**TASK DESCRIPTION:** Exactly repeat the material, dropping every picture from the copy.

**DATA EXTRACT:**

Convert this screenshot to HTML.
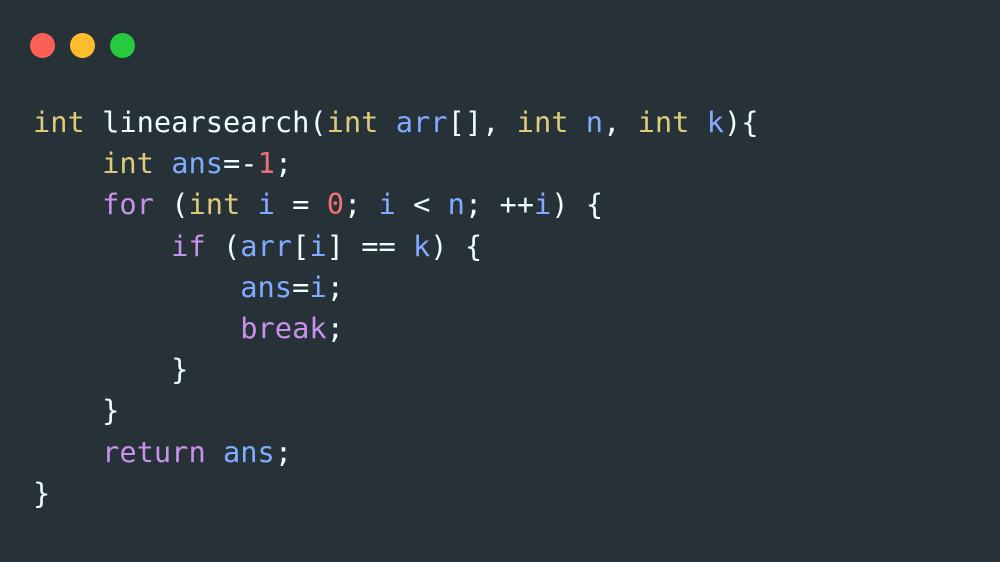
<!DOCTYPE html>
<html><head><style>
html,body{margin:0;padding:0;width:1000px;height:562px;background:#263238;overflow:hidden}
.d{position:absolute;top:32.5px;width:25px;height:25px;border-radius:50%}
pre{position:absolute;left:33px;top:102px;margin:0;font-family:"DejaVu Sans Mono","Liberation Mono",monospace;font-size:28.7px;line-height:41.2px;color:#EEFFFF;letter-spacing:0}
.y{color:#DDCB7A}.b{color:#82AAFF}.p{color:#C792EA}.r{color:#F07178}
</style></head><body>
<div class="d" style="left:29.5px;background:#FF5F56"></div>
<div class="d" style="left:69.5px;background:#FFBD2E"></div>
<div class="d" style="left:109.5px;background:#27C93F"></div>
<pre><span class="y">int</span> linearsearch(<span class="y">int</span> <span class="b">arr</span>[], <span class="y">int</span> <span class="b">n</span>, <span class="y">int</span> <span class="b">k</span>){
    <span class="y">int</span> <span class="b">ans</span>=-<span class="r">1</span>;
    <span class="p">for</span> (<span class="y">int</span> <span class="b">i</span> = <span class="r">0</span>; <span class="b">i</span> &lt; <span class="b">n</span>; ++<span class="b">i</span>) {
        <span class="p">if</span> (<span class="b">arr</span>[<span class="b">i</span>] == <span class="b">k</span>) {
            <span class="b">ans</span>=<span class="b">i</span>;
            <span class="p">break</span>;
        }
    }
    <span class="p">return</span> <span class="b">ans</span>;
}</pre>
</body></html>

**SOLUTION TO THE PROBLEM:**
Convert this screenshot to HTML.
<!DOCTYPE html>
<html><head><style>
html,body{margin:0;padding:0;width:1000px;height:562px;background:#263238;overflow:hidden}
.d{position:absolute;top:32.5px;width:25px;height:25px;border-radius:50%}
pre{position:absolute;left:33px;top:102px;margin:0;font-family:"DejaVu Sans Mono","Liberation Mono",monospace;font-size:28.7px;line-height:41.2px;color:#EEFFFF;letter-spacing:0}
.y{color:#DDCB7A}.b{color:#82AAFF}.p{color:#C792EA}.r{color:#F07178}
</style></head><body>
<div class="d" style="left:29.5px;background:#FF5F56"></div>
<div class="d" style="left:69.5px;background:#FFBD2E"></div>
<div class="d" style="left:109.5px;background:#27C93F"></div>
<pre><span class="y">int</span> linearsearch(<span class="y">int</span> <span class="b">arr</span>[], <span class="y">int</span> <span class="b">n</span>, <span class="y">int</span> <span class="b">k</span>){
    <span class="y">int</span> <span class="b">ans</span>=-<span class="r">1</span>;
    <span class="p">for</span> (<span class="y">int</span> <span class="b">i</span> = <span class="r">0</span>; <span class="b">i</span> &lt; <span class="b">n</span>; ++<span class="b">i</span>) {
        <span class="p">if</span> (<span class="b">arr</span>[<span class="b">i</span>] == <span class="b">k</span>) {
            <span class="b">ans</span>=<span class="b">i</span>;
            <span class="p">break</span>;
        }
    }
    <span class="p">return</span> <span class="b">ans</span>;
}</pre>
</body></html>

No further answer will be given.